(GIVEN EXERCISE): Search the data for the word "TypeScript" and copy every line that contains it.

(EXERCISE DATA):
----------------------------------------
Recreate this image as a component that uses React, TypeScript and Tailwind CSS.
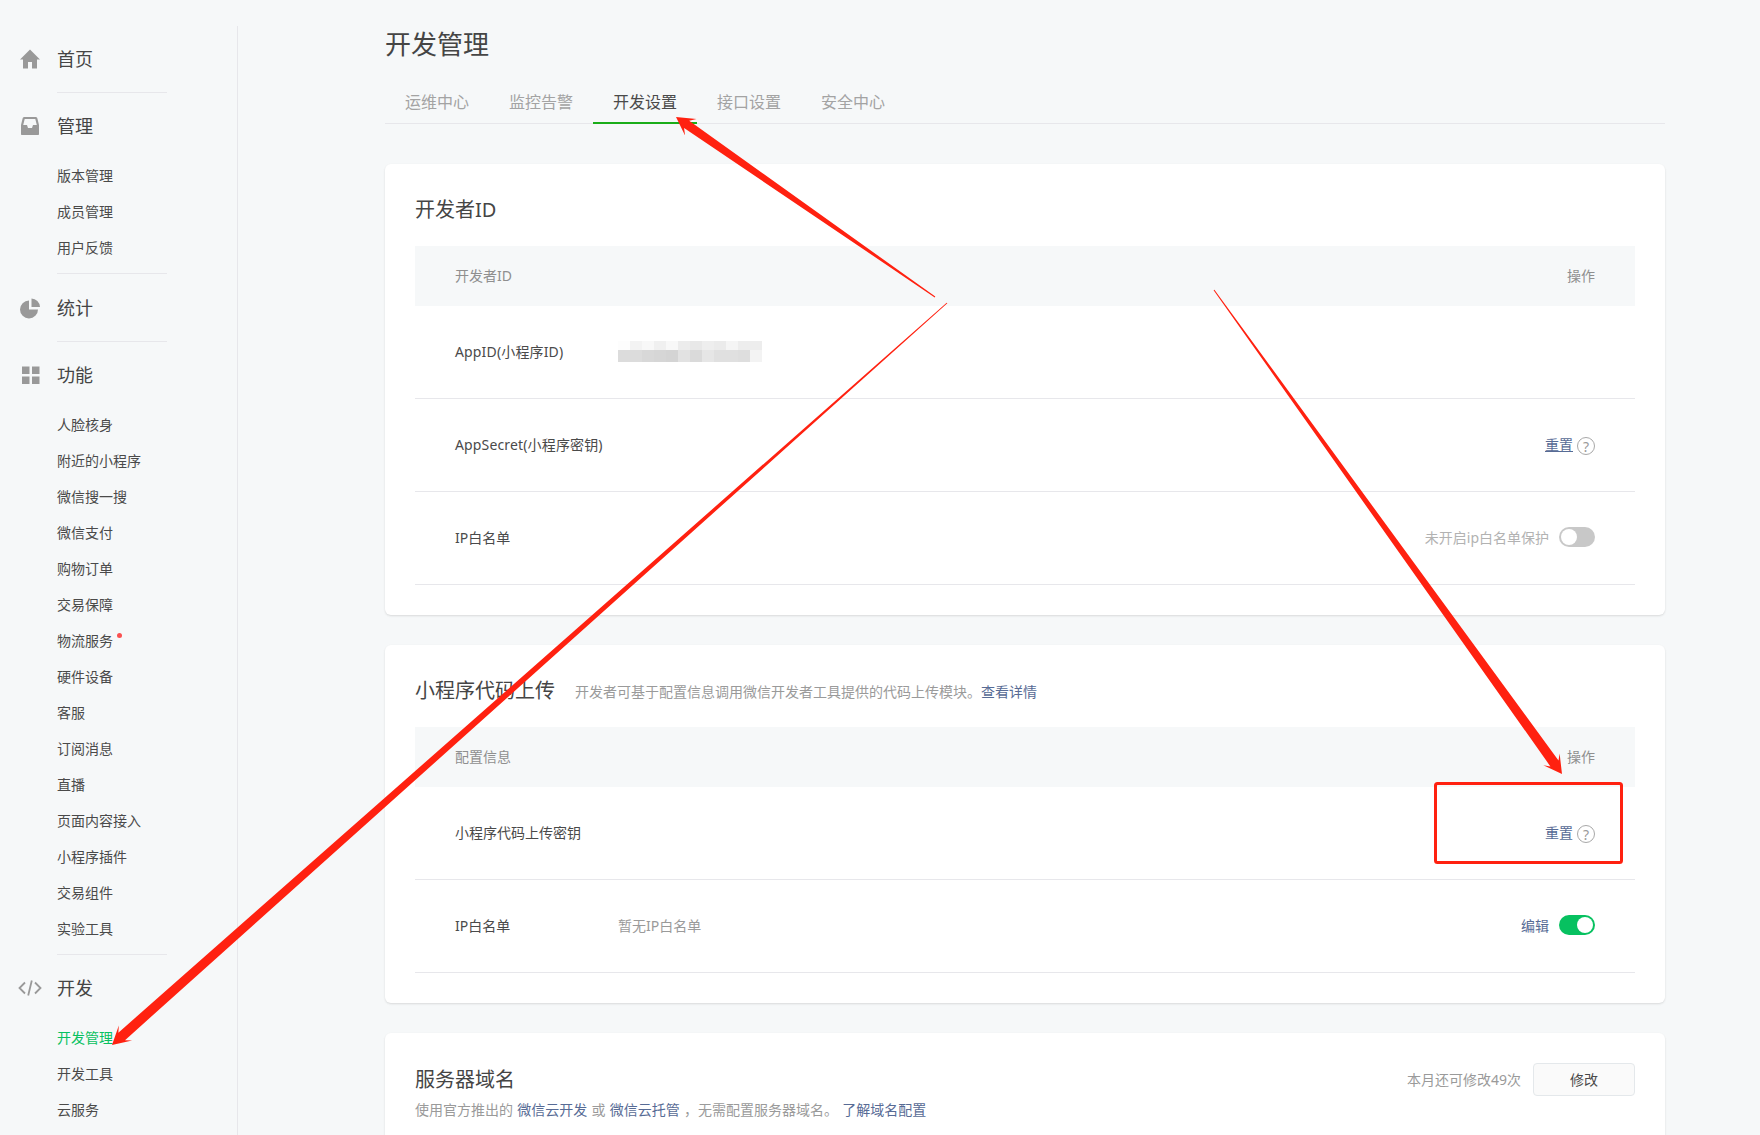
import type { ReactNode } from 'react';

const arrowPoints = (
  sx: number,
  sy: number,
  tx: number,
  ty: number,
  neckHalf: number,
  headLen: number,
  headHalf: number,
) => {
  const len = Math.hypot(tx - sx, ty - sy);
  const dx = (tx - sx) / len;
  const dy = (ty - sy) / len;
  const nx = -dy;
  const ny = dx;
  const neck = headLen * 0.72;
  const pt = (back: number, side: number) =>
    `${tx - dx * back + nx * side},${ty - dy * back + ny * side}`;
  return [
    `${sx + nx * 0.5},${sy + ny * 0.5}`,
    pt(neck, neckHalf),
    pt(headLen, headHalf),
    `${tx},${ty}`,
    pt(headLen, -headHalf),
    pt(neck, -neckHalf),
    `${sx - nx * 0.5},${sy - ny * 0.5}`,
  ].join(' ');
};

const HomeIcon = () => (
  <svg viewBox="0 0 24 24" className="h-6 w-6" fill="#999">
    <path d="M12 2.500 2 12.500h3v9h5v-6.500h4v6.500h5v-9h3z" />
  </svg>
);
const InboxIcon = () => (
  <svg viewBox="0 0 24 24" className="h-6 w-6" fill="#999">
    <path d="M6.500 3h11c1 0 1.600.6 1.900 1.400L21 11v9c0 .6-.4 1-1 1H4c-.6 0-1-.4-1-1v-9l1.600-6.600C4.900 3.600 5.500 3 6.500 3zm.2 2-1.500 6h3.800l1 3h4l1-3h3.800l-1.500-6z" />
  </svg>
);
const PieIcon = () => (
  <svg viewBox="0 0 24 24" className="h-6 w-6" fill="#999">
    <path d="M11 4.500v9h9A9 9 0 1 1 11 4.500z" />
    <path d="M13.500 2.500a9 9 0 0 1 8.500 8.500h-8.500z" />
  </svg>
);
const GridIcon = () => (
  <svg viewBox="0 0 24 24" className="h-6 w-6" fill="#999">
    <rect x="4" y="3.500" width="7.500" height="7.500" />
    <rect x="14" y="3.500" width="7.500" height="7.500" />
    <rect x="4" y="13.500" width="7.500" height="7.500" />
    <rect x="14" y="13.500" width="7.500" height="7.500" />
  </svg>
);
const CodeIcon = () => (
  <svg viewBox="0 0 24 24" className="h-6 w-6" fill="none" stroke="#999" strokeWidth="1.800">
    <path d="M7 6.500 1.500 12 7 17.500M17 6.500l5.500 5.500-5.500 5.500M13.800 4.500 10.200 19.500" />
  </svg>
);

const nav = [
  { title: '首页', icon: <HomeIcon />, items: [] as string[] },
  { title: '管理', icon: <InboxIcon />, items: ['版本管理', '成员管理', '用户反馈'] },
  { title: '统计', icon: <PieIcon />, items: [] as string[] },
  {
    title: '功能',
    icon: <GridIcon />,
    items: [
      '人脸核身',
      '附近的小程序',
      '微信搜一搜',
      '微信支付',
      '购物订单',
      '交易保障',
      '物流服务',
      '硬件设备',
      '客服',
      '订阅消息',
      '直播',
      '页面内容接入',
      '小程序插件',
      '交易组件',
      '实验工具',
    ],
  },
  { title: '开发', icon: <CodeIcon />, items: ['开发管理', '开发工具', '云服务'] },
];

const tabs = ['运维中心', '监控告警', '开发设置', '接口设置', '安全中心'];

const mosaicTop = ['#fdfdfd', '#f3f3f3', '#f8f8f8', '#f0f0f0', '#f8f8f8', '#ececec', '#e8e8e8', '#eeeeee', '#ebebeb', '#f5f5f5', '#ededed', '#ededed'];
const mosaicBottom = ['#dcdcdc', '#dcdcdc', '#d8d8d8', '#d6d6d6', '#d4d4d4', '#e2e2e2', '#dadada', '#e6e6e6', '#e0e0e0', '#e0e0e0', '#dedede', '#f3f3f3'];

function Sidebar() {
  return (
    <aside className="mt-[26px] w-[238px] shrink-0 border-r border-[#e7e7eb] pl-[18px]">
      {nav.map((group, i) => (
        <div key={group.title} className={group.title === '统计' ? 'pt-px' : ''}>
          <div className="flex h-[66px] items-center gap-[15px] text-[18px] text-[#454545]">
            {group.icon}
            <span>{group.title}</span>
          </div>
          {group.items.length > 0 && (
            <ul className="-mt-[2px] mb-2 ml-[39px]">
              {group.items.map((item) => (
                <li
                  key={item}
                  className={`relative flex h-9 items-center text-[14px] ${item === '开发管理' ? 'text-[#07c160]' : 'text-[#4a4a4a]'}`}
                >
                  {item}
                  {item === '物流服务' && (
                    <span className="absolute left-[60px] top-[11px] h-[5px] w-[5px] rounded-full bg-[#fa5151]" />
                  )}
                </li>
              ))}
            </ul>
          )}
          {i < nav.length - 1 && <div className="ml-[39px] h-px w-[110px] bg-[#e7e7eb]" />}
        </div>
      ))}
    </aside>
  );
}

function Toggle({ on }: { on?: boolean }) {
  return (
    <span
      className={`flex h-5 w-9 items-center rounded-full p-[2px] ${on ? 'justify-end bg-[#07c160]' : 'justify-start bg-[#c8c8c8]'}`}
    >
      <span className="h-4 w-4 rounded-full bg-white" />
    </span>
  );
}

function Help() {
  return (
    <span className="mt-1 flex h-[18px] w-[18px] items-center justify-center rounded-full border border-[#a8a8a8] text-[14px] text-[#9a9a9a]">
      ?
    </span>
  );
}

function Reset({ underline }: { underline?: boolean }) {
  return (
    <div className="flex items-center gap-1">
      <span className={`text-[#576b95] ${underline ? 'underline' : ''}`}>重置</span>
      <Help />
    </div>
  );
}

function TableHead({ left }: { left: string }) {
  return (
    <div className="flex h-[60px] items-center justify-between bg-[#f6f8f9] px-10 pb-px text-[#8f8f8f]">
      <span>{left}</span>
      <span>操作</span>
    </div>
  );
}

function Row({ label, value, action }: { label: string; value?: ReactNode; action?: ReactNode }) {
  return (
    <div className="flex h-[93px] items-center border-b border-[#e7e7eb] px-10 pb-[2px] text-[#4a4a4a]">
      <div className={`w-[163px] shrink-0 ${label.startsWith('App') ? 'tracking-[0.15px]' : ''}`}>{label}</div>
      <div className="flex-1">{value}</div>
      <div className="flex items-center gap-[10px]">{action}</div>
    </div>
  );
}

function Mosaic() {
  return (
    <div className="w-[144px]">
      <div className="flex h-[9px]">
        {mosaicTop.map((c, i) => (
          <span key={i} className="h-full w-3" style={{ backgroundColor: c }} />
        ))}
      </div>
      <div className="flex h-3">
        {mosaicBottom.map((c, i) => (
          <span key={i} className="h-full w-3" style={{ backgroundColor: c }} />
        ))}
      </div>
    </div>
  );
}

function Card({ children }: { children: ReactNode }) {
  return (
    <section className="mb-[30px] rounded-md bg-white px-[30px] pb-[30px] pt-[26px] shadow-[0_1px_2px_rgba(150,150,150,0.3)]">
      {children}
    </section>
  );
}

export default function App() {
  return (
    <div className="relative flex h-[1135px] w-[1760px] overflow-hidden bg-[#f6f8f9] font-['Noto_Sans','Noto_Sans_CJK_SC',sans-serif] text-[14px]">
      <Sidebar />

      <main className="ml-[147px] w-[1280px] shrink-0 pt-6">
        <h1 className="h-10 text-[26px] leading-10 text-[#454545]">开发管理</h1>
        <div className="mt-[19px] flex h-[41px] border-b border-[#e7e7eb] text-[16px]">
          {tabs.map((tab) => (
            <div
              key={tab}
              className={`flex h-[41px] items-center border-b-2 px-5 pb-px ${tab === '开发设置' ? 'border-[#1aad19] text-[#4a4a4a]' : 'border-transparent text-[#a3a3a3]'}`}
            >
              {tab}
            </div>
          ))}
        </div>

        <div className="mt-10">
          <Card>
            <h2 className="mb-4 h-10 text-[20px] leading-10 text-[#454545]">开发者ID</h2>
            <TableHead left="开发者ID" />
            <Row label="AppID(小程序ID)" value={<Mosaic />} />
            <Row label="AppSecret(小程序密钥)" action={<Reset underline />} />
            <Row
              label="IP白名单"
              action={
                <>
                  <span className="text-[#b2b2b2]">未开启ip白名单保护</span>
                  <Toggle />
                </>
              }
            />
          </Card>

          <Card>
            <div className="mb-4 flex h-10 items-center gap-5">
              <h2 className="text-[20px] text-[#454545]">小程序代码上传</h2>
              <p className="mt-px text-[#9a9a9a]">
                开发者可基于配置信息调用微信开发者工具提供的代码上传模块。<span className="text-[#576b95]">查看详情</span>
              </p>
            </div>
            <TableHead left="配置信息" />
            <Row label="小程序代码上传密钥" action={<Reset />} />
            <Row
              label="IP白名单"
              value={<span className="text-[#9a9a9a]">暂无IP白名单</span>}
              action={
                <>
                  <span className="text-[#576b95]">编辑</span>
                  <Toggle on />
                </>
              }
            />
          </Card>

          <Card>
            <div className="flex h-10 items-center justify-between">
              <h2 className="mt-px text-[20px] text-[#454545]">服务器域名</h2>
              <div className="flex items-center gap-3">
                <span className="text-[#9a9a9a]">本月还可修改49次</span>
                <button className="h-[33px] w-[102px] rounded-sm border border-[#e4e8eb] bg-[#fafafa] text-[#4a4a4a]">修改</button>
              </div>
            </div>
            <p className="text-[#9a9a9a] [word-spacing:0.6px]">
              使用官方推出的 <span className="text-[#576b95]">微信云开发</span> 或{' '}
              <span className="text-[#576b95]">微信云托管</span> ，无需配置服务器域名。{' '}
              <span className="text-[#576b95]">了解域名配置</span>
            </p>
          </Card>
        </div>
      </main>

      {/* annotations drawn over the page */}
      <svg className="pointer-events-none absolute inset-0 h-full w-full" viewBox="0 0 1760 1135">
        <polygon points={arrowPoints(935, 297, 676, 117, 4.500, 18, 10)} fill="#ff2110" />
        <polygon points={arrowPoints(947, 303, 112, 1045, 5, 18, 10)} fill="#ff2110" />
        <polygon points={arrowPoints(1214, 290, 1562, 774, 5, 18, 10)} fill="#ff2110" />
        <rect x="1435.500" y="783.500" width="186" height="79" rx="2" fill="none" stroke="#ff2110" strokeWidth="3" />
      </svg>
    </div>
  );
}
----------------------------------------
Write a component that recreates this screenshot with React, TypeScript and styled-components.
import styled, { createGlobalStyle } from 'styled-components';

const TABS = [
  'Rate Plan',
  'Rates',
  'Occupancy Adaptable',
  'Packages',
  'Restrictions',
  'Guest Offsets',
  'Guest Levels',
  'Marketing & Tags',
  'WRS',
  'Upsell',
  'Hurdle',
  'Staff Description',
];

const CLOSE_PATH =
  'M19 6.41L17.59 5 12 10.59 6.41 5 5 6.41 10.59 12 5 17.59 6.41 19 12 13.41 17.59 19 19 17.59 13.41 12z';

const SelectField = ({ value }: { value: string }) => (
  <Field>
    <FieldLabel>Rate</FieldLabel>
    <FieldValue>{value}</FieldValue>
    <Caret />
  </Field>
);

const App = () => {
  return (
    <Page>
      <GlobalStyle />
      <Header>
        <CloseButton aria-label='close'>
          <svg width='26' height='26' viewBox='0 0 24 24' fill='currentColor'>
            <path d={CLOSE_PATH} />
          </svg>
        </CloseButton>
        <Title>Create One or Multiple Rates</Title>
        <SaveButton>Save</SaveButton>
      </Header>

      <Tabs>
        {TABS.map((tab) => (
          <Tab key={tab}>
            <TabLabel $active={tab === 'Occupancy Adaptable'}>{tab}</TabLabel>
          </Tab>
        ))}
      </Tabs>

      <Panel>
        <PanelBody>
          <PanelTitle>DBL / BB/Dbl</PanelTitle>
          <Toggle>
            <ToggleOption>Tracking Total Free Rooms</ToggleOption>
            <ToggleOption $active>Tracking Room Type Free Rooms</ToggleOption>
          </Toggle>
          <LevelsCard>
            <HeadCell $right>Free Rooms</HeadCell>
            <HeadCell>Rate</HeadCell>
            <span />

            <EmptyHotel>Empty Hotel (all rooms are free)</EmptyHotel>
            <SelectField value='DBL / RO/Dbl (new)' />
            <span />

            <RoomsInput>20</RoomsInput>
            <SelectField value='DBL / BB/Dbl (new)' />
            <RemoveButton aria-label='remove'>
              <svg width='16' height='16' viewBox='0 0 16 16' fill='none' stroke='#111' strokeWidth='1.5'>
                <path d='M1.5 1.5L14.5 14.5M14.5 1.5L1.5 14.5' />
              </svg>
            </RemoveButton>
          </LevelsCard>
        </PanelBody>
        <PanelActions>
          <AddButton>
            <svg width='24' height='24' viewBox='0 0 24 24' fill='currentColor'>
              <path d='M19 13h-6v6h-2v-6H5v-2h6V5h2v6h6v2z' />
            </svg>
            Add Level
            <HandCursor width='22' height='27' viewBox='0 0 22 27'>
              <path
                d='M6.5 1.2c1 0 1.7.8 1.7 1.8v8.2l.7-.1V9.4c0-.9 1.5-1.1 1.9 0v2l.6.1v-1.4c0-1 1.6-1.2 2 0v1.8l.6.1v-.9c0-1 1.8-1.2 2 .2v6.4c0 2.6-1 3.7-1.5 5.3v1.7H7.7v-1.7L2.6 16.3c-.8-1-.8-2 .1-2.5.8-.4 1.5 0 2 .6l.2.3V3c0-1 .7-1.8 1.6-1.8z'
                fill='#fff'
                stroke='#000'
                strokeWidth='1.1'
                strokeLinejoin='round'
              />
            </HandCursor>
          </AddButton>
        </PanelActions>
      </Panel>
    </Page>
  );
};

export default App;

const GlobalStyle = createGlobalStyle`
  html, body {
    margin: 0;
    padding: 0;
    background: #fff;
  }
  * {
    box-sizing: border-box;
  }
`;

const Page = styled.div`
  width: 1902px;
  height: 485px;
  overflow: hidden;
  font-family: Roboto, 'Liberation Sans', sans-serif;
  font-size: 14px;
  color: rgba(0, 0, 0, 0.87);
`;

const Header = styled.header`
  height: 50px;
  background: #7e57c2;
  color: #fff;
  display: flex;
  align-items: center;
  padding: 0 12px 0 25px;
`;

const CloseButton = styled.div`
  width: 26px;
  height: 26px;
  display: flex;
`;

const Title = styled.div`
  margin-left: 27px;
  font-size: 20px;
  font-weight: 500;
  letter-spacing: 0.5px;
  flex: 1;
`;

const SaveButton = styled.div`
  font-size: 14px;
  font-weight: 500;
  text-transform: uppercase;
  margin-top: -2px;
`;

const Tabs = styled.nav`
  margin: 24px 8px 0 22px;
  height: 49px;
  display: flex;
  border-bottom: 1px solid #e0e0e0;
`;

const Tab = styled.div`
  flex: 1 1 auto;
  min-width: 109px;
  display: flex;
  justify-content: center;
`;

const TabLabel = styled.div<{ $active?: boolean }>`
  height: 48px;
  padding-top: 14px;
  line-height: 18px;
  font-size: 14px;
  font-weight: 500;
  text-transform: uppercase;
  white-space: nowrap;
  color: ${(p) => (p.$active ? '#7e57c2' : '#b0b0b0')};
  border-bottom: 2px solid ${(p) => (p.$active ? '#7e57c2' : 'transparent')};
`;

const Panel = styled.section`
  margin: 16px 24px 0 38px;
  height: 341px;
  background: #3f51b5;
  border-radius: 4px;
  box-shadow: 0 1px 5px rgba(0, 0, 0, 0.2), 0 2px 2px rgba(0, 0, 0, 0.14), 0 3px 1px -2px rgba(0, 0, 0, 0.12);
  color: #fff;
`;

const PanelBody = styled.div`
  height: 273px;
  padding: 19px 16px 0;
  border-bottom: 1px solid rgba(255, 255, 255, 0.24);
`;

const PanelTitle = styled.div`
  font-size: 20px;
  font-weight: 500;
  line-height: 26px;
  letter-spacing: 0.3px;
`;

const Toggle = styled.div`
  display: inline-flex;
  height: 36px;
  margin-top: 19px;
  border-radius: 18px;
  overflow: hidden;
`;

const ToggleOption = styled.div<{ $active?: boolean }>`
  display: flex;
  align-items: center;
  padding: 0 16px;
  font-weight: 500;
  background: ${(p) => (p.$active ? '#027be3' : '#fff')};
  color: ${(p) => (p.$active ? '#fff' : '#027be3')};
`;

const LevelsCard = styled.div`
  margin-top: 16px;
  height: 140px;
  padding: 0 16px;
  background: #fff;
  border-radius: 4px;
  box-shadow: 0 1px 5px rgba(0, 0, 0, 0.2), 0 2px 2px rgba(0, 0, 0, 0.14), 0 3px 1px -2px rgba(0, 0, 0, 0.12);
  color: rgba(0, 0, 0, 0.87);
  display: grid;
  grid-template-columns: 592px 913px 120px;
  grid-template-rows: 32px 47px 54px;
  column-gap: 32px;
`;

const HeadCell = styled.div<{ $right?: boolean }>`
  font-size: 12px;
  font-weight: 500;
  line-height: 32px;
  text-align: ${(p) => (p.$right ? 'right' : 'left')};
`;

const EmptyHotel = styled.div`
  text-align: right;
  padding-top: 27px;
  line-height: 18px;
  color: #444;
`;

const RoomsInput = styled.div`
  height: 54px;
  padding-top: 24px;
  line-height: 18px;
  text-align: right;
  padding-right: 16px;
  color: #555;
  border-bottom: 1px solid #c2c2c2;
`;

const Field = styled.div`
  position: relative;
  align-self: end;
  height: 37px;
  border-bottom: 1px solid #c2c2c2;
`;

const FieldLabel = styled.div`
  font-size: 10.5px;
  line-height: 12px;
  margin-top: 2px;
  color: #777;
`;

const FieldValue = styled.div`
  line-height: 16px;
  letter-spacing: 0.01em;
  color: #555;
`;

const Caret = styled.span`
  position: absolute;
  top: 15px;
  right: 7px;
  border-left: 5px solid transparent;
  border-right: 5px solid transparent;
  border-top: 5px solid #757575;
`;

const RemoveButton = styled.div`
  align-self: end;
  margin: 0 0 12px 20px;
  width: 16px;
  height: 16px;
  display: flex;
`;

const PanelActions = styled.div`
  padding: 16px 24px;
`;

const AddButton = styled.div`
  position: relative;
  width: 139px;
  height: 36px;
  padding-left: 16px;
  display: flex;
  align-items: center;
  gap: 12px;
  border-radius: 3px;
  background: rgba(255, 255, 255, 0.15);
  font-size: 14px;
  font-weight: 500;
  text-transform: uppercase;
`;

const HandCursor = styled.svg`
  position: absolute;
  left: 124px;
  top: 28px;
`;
----------------------------------------
(EXERCISE RESULT):
Recreate this image as a component that uses React, TypeScript and Tailwind CSS.
Write a component that recreates this screenshot with React, TypeScript and styled-components.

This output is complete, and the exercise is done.